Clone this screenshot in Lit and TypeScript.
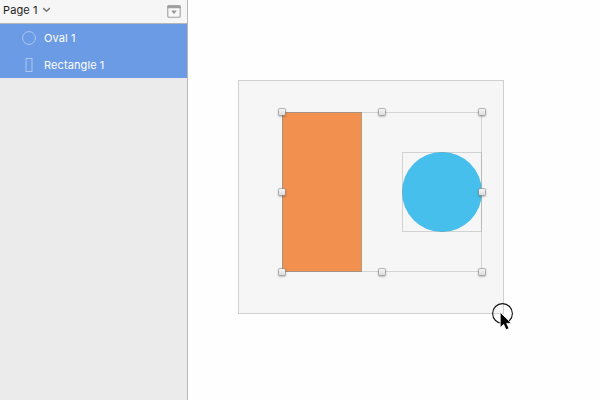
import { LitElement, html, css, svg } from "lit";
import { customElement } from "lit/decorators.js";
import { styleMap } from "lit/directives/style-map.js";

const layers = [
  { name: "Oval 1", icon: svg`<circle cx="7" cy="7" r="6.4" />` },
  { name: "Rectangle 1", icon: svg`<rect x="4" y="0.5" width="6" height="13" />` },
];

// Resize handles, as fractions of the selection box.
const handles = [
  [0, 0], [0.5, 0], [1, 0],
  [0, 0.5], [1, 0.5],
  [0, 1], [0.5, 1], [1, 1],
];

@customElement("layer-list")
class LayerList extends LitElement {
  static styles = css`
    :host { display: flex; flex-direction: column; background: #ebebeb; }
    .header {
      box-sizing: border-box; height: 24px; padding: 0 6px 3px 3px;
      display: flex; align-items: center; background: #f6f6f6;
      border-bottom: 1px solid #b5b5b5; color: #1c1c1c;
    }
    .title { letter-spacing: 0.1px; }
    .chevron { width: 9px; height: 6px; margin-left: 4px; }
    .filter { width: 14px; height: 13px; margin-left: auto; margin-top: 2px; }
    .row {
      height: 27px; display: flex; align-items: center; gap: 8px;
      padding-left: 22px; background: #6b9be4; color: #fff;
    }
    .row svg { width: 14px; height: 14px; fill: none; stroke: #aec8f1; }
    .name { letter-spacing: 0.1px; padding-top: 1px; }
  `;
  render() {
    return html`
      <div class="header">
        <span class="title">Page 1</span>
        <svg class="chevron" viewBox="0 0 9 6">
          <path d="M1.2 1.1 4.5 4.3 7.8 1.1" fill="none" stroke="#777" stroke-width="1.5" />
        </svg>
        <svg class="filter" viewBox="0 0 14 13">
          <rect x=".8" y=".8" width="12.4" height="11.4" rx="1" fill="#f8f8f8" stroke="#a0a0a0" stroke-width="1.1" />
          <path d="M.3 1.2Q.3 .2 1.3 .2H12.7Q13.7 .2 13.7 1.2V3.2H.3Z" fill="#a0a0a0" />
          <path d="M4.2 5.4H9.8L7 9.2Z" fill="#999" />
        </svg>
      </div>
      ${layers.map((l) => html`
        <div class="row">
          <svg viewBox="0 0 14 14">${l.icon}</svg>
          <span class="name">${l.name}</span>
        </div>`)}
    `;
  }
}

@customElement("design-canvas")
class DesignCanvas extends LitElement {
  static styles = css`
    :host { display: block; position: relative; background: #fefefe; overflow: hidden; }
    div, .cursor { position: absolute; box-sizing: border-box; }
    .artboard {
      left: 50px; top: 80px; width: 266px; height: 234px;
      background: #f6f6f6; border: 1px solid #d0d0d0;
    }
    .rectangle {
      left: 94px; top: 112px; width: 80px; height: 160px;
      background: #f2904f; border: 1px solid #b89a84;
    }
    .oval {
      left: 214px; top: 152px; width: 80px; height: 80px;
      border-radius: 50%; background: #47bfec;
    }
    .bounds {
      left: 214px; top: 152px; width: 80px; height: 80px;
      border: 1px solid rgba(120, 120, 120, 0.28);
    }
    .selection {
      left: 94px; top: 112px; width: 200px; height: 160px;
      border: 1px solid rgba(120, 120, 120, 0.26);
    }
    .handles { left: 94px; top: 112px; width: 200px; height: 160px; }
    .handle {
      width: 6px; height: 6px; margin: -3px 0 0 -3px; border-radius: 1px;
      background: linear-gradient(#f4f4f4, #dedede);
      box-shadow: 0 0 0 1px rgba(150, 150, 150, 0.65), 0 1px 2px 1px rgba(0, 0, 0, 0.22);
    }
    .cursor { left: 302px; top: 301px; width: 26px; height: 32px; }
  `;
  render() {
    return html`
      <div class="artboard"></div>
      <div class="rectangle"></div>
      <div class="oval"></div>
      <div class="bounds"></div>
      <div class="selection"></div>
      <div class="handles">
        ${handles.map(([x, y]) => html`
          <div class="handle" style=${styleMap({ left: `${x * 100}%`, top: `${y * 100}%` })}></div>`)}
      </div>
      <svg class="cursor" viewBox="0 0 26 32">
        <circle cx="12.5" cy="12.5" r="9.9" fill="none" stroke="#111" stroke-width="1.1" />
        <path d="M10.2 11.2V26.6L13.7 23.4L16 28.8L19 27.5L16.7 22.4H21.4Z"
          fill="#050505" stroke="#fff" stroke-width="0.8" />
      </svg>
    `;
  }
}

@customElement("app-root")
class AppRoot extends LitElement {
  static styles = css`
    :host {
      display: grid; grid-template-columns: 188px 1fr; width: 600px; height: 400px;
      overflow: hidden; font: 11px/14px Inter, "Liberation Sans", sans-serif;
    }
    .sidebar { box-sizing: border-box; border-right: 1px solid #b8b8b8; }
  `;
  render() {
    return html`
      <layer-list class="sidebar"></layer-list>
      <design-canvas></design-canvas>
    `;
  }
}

--

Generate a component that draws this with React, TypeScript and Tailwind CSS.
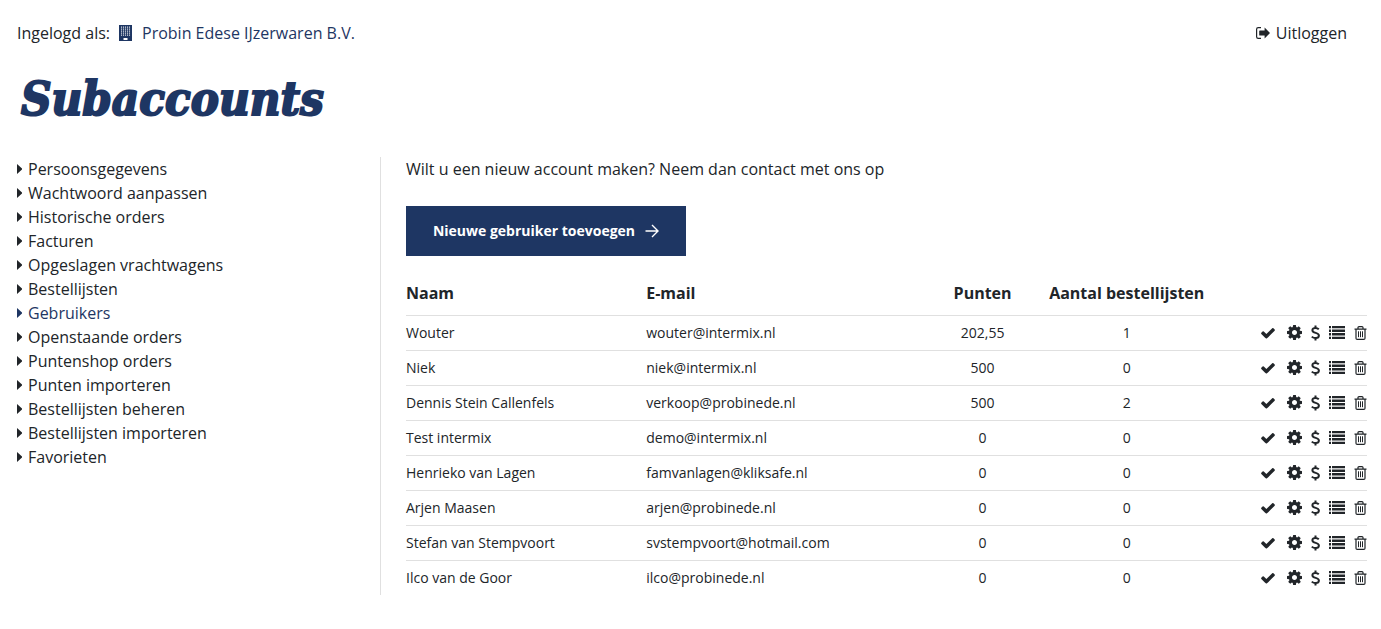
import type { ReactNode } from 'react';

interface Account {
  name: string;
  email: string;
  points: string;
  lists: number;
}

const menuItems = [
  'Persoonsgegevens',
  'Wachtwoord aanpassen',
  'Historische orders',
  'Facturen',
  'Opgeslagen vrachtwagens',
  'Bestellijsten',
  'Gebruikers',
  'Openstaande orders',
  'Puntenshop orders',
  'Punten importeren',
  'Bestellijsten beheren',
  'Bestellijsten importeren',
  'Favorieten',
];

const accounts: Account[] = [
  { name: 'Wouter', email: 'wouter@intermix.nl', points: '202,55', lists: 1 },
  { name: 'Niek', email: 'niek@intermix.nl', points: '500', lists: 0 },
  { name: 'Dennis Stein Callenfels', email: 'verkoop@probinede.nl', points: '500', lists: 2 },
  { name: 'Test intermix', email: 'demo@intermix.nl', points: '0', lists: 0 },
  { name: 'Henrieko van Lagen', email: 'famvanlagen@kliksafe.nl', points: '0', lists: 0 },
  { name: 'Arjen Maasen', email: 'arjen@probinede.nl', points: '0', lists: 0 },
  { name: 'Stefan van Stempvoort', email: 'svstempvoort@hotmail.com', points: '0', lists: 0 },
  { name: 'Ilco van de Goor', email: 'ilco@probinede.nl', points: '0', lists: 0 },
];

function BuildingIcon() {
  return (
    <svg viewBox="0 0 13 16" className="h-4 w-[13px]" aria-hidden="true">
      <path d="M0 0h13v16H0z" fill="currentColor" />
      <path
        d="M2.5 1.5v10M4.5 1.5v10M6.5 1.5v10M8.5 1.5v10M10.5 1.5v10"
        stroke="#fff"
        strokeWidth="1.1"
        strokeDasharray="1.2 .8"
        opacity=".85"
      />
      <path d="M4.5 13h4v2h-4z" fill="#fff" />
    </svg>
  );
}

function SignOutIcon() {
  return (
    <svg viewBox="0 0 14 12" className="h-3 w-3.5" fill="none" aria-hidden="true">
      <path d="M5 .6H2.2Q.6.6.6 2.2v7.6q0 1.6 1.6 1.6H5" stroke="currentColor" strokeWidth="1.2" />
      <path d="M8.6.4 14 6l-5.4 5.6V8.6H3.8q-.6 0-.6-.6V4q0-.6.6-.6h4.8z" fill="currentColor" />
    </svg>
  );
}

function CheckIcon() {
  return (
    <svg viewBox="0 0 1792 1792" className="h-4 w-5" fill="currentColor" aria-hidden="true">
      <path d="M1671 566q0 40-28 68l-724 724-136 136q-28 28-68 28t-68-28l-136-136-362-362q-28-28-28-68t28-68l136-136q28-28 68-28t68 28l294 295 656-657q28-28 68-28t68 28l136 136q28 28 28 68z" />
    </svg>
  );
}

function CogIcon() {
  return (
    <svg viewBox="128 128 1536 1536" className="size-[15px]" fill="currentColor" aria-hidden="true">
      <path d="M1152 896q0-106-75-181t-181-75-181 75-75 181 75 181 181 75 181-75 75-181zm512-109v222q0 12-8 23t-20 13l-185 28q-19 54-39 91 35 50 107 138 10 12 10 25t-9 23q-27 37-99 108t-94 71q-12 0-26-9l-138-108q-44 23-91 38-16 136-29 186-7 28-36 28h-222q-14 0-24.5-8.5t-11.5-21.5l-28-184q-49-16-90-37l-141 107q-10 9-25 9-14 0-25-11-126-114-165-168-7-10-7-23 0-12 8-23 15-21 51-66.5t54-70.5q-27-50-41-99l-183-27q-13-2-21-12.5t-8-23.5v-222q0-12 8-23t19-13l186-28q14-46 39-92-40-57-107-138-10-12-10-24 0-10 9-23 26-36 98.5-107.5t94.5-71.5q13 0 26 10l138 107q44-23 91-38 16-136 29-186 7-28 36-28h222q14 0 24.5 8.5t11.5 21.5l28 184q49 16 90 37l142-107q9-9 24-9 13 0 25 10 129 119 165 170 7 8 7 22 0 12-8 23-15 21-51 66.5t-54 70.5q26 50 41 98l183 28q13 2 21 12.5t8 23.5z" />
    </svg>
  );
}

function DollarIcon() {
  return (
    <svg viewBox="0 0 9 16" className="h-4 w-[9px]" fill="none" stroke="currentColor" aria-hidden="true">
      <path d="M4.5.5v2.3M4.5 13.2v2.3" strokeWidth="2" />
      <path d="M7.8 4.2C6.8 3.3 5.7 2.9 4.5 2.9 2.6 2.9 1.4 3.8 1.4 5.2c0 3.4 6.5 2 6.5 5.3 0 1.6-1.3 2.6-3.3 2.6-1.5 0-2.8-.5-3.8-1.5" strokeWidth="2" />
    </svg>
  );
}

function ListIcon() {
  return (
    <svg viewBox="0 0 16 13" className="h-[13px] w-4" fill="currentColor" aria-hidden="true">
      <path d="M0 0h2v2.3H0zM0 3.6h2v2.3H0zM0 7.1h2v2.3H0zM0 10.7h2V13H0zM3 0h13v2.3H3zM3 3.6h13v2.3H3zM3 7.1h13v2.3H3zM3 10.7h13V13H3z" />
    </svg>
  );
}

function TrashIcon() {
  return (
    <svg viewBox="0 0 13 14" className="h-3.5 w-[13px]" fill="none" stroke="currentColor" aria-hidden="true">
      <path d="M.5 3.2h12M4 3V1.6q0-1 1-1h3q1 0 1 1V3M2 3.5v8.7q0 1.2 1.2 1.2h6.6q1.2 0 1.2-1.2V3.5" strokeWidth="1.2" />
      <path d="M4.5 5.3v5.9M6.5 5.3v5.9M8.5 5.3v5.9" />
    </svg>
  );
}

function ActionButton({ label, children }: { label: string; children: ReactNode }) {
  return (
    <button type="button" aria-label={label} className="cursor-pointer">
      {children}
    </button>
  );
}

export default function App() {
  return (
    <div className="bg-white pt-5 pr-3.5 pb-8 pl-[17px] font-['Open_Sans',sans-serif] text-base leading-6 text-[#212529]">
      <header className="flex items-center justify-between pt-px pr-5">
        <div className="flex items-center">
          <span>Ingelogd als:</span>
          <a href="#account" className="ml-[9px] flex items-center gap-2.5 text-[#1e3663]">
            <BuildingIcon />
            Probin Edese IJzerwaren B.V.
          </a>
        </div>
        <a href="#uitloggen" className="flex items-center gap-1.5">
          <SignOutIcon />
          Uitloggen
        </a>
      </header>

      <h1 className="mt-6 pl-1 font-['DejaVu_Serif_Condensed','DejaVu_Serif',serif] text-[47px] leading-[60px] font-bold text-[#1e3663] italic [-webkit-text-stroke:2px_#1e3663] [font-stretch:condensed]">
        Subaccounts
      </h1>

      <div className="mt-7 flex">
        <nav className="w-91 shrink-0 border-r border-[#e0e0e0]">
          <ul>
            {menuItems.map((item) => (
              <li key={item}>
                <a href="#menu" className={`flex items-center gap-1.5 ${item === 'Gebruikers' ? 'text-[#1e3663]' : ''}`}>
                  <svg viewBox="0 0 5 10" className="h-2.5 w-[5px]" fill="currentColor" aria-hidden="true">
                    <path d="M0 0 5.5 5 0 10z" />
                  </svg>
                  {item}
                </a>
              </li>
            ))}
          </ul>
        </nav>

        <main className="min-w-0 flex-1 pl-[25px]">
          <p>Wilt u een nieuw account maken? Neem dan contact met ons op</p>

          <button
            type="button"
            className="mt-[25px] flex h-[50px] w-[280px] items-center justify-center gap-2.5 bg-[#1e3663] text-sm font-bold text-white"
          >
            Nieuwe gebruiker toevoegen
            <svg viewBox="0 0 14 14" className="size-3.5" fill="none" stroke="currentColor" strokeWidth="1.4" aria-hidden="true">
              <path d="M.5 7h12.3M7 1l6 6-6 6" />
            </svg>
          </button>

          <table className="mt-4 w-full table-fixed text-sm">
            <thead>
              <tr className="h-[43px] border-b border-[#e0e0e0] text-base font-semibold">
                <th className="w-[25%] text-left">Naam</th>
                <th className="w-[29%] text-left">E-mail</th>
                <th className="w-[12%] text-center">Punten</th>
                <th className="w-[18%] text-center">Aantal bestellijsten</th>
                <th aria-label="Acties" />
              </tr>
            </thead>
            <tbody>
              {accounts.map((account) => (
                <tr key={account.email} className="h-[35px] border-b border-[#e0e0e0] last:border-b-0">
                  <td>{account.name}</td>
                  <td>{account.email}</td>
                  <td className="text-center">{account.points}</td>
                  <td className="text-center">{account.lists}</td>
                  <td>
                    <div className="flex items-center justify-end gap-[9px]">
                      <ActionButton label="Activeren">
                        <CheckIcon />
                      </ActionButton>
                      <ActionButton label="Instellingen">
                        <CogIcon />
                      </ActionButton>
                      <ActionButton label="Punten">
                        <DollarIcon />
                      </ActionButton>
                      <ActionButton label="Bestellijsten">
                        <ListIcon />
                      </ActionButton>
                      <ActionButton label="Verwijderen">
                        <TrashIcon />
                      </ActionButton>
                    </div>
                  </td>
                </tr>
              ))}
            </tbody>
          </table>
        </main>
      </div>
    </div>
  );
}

---

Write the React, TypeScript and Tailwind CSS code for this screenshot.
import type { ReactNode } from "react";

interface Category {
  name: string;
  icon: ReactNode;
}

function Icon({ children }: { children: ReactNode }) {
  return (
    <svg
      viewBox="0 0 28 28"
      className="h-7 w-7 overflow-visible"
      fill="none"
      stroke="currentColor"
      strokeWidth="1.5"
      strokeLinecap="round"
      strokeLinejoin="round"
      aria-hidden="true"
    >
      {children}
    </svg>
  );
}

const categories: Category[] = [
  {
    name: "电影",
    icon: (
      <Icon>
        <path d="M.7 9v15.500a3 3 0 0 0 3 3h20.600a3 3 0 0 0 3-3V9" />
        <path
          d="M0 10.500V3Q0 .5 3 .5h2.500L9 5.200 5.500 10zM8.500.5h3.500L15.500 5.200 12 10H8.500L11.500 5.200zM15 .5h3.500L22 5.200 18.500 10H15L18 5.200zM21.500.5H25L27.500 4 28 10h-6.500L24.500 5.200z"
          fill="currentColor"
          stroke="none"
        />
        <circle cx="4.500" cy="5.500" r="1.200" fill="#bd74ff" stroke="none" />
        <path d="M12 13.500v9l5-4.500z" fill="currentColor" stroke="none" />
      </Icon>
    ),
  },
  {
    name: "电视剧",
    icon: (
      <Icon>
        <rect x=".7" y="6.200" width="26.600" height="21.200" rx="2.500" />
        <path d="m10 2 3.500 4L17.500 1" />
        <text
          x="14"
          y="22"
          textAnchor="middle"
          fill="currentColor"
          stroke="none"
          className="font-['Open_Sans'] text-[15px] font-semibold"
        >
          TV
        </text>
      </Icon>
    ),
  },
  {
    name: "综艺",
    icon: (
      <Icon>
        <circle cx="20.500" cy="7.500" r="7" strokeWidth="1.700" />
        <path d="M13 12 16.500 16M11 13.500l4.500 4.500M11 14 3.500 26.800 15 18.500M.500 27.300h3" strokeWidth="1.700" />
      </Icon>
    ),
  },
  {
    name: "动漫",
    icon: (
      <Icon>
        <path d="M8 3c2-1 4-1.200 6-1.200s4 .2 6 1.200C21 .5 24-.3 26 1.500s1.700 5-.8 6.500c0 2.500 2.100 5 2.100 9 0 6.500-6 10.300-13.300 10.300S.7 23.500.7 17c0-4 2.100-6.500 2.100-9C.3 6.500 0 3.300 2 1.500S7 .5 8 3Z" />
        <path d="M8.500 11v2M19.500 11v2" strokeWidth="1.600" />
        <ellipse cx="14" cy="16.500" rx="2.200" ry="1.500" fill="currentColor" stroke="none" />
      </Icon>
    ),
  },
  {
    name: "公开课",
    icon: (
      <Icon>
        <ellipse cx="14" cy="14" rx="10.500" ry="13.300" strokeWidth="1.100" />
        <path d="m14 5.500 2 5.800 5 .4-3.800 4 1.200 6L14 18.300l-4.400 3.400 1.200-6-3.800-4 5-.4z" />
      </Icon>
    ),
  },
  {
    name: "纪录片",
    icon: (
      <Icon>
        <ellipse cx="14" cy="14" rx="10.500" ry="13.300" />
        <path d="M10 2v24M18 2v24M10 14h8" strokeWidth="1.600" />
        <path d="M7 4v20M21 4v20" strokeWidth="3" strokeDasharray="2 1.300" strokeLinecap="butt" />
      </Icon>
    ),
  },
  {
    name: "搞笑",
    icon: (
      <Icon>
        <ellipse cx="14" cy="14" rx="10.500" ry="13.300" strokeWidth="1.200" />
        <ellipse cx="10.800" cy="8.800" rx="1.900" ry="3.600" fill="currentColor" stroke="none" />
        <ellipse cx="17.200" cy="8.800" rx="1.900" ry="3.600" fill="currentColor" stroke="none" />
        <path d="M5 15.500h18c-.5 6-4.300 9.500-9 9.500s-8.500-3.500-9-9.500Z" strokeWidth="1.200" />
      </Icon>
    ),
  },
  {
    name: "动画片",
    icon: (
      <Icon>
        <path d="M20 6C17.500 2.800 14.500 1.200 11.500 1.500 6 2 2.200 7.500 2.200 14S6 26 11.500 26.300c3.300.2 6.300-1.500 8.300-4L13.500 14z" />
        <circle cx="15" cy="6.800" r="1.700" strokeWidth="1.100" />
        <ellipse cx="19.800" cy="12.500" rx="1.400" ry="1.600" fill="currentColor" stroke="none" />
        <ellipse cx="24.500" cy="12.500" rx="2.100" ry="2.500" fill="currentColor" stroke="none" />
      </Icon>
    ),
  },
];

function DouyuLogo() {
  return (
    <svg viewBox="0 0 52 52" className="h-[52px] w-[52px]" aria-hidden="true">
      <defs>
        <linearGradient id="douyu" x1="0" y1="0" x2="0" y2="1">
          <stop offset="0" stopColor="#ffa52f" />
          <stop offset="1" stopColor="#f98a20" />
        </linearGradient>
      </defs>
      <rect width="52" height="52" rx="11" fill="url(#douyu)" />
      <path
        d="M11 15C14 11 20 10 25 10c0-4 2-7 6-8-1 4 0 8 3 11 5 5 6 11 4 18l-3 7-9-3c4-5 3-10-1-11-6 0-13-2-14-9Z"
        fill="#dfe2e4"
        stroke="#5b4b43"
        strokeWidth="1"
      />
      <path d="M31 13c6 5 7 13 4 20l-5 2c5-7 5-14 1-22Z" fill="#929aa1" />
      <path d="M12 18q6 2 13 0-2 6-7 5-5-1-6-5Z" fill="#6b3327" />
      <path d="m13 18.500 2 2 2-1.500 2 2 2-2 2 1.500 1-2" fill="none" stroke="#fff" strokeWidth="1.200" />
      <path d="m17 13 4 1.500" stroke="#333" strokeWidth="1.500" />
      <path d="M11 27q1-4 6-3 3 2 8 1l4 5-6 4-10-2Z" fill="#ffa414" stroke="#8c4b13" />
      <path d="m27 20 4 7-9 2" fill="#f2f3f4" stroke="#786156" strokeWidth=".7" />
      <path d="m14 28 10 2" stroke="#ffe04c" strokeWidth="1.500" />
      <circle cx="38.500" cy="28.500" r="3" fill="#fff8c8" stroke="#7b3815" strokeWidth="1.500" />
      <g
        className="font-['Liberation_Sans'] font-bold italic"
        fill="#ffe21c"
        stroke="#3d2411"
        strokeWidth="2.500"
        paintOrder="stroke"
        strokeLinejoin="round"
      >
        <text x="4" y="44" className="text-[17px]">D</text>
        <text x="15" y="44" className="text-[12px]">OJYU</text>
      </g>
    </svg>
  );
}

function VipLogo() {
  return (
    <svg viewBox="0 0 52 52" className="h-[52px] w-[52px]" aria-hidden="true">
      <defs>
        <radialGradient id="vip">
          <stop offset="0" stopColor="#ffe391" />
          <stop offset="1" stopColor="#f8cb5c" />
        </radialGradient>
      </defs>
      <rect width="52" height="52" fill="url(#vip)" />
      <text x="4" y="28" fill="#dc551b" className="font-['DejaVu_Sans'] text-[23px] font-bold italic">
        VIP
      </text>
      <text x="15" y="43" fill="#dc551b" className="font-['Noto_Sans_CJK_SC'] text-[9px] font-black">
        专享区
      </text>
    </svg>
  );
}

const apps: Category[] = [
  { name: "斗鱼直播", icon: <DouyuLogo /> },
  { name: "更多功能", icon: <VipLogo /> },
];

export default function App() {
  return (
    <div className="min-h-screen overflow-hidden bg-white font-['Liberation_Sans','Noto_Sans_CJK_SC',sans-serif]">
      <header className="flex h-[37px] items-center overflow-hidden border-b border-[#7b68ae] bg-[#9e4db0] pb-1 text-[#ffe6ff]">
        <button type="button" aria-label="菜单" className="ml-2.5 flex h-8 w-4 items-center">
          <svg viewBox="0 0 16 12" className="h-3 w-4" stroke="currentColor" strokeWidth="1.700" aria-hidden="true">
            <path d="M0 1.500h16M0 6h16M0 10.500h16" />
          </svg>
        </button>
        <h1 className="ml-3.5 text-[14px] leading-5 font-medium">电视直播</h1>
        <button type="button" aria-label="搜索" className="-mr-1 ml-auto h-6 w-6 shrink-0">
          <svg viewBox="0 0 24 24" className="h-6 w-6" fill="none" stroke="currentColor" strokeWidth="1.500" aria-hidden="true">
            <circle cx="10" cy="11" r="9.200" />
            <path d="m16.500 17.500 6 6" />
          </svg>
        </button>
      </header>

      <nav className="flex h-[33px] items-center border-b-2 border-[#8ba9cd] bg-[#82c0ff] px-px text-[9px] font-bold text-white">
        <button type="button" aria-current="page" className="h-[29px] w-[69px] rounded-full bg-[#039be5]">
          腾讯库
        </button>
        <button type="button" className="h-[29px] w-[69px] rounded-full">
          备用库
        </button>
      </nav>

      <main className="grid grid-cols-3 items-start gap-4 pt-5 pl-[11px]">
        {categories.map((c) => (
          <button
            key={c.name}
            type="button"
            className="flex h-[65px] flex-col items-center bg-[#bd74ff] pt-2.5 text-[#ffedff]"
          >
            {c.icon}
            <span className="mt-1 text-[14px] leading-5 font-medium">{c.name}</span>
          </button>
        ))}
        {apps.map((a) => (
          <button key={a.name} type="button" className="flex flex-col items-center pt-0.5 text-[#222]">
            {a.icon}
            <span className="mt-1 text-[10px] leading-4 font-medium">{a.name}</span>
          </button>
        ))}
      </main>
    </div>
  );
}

◆ TASK REQUIREMENTS
Give the number of lines in the entries that include the string "screenshot", and nothing more.

◆ TASK RESULT
2